Women in the Mexican Drug War


Women in the Mexican Drug War have been civilians and participants. Since the beginning of the Mexican War on Drugs in 2006, female civilians, both Mexican citizens and foreigners, have been victims of extortion, rape, torture, and murder, as well as forced disappearance, by belligerents on all sides. Citizens and foreign women and girls have been sex trafficked in Mexico by the cartels and gangs. The criminal organizations, in turn, use the profits to buy weapons and expand. They have harmed and carried out sexual assault of migrants from Latin America to the United States. The violence against women in the drug war has spread beyond Mexico to bordering and nearby countries in Central America and North America. The number of women killed in the conflict is unknown because of the lack of data. Women officials, judges, lawyers, paralegals, reporters, business owners, social media influencers, teachers, and non-governmental organizations directors have also been involved in the conflict in different capacities. There have been female combatants in the military, police, cartels, and gangs. Women have lost loved ones in the conflict.

Female civilians and victims

Civilian women, as well as young women and girls, in Mexico have been physically and psychologically harmed in the conflict. A number have had little protection because of corruption, impunity, and apathy.
Businesswomen and female farmers and laborers are threatened and coerced to pay taxes to drug gangs. Other women are forced to cultivate or pack drugs. Sex trafficking in Mexico is a significant problem. Women have been forced to be mules. They have been killed in the crossfire of gun fights and assassinations. Some women have been killed for refusing the romantic advances of men, witnessing crimes, being informants,, activists against crime, and other reasons. Female police and military officers, as well as federal agents and their family members have been murdered because of their occupation and or anti-cartel efforts. Female lawyers have been killed too. Women have also been murdered for being the grandmothers, mothers, wives, daughters, nieces, sisters, aunts, cousins, coworkers, or friends of persons targeted for assassination. Women have been bound and tortured. Women's corpses have been decapitated and mutilated in other ways. Female bodies have been disemboweled and hung from bridges. The bodies and body parts of women have been displayed in other ways, including being dumped on and along highways. The perpetrators sometimes leave written signs with threats and why they murdered the victims.
Women have been raped, tortured, and murdered by Mexican military forces and police.
Sexual assault of migrants from Latin America to the United States, many who are escaping the drug war violence, is pervasive.

Female officials

Female officials and their family members have been murdered in the drug war.

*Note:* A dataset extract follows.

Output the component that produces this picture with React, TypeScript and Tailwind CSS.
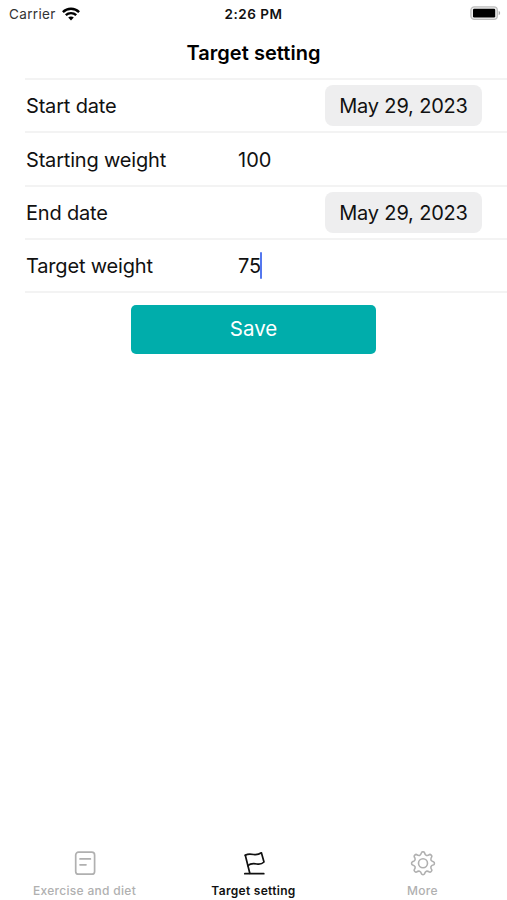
import React, { useState } from 'react';

const ExerciseIcon = () => (
  <svg className="w-[26px] h-[26px]" viewBox="0 0 26 26" fill="none" stroke="currentColor" strokeWidth="1.7" strokeLinecap="round">
    <rect x="3.7" y="2.2" width="18.9" height="22" rx="2.8" />
    <path d="M8 8.9h10.4M8 14.8h6" />
  </svg>
);

const FlagIcon = () => (
  <svg className="w-[26px] h-[26px]" viewBox="0 0 26 26" fill="none" stroke="currentColor" strokeWidth="1.7" strokeLinecap="round" strokeLinejoin="round">
    <path d="M4.3 5.2L8.8 23.3" />
    <path d="M4.3 5.2C7.3 3.4 9.8 3.9 12.6 4.5C15.6 5.1 18.2 4.3 20.4 2.8L23 12C21 14 18.6 14.6 15.8 14C12.4 13.3 9.4 13.4 6.8 15.6" />
    <path d="M3.8 23.7H22.8" />
  </svg>
);

const GearIcon = () => (
  <svg className="w-[26px] h-[26px]" viewBox="0 0 26 26" fill="none" stroke="currentColor" strokeWidth="1.6" strokeLinejoin="round">
    <circle cx="13" cy="13.3" r="4.5" />
    <path
      transform="translate(0 .3)"
      d="M11.6 2.2Q11.8 1.6 13 1.6T14.4 2.2Q15 4.7 16.4 5.1T19.6 4.2Q20.3 3.9 21.2 4.8T21.8 6.4Q20.5 8.5 20.9 9.6T23.8 11.6Q24.4 11.8 24.4 13T23.8 14.4Q21.3 15 20.9 16.4T21.8 19.6Q22.1 20.3 21.2 21.2T19.6 21.8Q17.5 20.5 16.4 20.9T14.4 23.8Q14.2 24.4 13 24.4T11.6 23.8Q11 21.3 9.6 20.9T6.4 21.8Q5.7 22.1 4.8 21.2T4.2 19.6Q5.5 17.5 5.1 16.4T2.2 14.4Q1.6 14.2 1.6 13T2.2 11.6Q4.7 11 5.1 9.6T4.2 6.4Q3.9 5.7 4.8 4.8T6.4 4.2Q8.5 5.5 9.6 5.1T11.6 2.2Z"
    />
  </svg>
);

const WifiIcon = () => (
  <svg className="w-[18px] h-[14px]" viewBox="0 0 18 14" fill="none" stroke="currentColor" strokeWidth="2.4">
    <path d="M0.9 5.1C5.4 0.6 12.6 0.6 17.1 5.1" />
    <path d="M3.8 8.2C6.7 5.4 11.3 5.4 14.2 8.2" />
    <path d="M9 13.4L6.2 10.6C7.8 9.2 10.2 9.2 11.8 10.6Z" fill="currentColor" stroke="none" />
  </svg>
);

const BatteryIcon = () => (
  <svg className="w-[31px] h-[15px]" viewBox="0 0 31 15">
    <rect x="0.9" y="0.9" width="26.4" height="12.4" rx="3.4" fill="#eeeeee" stroke="#bdbdbd" strokeWidth="1.3" />
    <rect x="3" y="2.7" width="22.2" height="8.8" rx="1.2" fill="black" />
    <path d="M28.7 5C30.6 5.6 30.6 8.6 28.7 9.2Z" fill="#a8a8a8" />
  </svg>
);

const rows = [
  { label: 'Start date', date: 'May 29, 2023', height: 'h-[53px]' },
  { label: 'Starting weight', value: '100', height: 'h-[54px]' },
  { label: 'End date', date: 'May 29, 2023', height: 'h-[53px]' },
  { label: 'Target weight', value: '75', height: 'h-[53px]', focused: true },
];

const tabs = [
  { id: 'exercise', label: 'Exercise and diet', icon: ExerciseIcon },
  { id: 'target', label: 'Target setting', icon: FlagIcon },
  { id: 'more', label: 'More', icon: GearIcon },
];

export const App: React.FC = () => {
  const [activeTab, setActiveTab] = useState('target');

  return (
    <div className="h-[900px] w-full flex flex-col bg-white text-[#111] font-['Inter',sans-serif]">
      {/* Status bar */}
      <div className="h-7 shrink-0 grid grid-cols-3 items-center px-[9px] text-[13.5px]">
        <div className="flex items-center gap-1.5 text-black">
          <span className="tracking-[0.35px] text-[#333]">Carrier</span>
          <WifiIcon />
        </div>
        <span className="text-center font-semibold tracking-[0.5px]">2:26 PM</span>
        <div className="flex justify-end -mr-[3px] -mt-0.5">
          <BatteryIcon />
        </div>
      </div>

      {/* Title */}
      <header className="h-[52px] shrink-0 flex items-center justify-center border-b-2 border-[#f3f3f3] ml-[25px] pr-[25px]">
        <h1 className="text-[20px] font-semibold tracking-[0.05px] text-black">Target setting</h1>
      </header>

      {/* Form */}
      <main className="flex-1 pl-[25px]">
        {rows.map((row) => (
          <div
            key={row.label}
            className={`${row.height} flex items-center border-b-2 border-[#f3f3f3] text-[20px] tracking-[-0.18px]`}
          >
            <span className="w-[213px] pl-px pt-px">{row.label}</span>
            {row.date ? (
              <button className="ml-auto mr-[25px] w-[157px] h-[41px] pt-px rounded-lg bg-[#eeeeef]">
                {row.date}
              </button>
            ) : (
              <span className="flex items-center">
                <span className="pt-px tracking-normal">{row.value}</span>
                {row.focused && <span className="-ml-px w-0.5 h-[27px] rounded-full bg-[#5577ee]" />}
              </span>
            )}
          </div>
        ))}

        <div className="flex justify-center mt-3 pr-[25px]">
          <button className="w-[245px] h-[49px] pb-px rounded-[5px] bg-[#00adab] text-white text-[20.5px]">
            Save
          </button>
        </div>
      </main>

      {/* Tab bar */}
      <nav className="h-[50px] shrink-0 grid grid-cols-3">
        {tabs.map((tab) => (
          <button
            key={tab.id}
            onClick={() => setActiveTab(tab.id)}
            className={`flex flex-col items-center gap-1.5 text-[12px] leading-[18px] tracking-[0.3px] ${
              activeTab === tab.id ? 'text-[#111] font-semibold' : 'text-[#b0b0b0] font-medium'
            }`}
          >
            <tab.icon />
            {tab.label}
          </button>
        ))}
      </nav>
    </div>
  );
};

export default App;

Female journalists and media workers

Female reporters and their family members have been murdered in the drug war for writing anti-cartel articles for newspapers or posting messages on the internet.
The girlfriends, wives, and daughters of male journalists and media workers have been murdered.

Female participants

Women have participated in the Mexican War on Drugs. They have served for all belligerents. Women have been members of cartels and gangs. There have been female assassins and drug money launderers. Others have obstructed justice on behalf of the cartels. They have transacted with drug trafficking entities and individuals in other ways. Women have fought against the cartels and gangs as police, military, lawyers, paralegals, prosecutors, activists, and more.

Sex trafficking and rape

Cartels and gangs fighting in the Mexican War on Drugs have sex trafficked women and girls in order to obtain additional profits. The cartels and gangs also abduct women to use as their personal sex slaves and force them into unfree labour. The sexual assault of migrants from Latin America to the United States by members of these criminal organizations is a problem.

Unreliable causality numbers

The number of women killed in the conflict cannot be known because the absence of data from corruption, cover-ups, bad record keeping, and failures in interagency communication. A number of cases involving murders and disappearances have gone uninvestigated or unsolved because the authorities feared being harmed by cartel or gang members. Some corrupt or coerced authorities have tampered with evidence and documents to conceal information. A great number of bodies of victims have not been found. The criminals have been known to use acids and corrosive liquids, fire, and other methods to dispose of remains and make identification difficult to impossible. Criminals have stolen bodies from crime scenes and morgues. Data has been manipulated. Government workers have intentionally underreported violent crimes.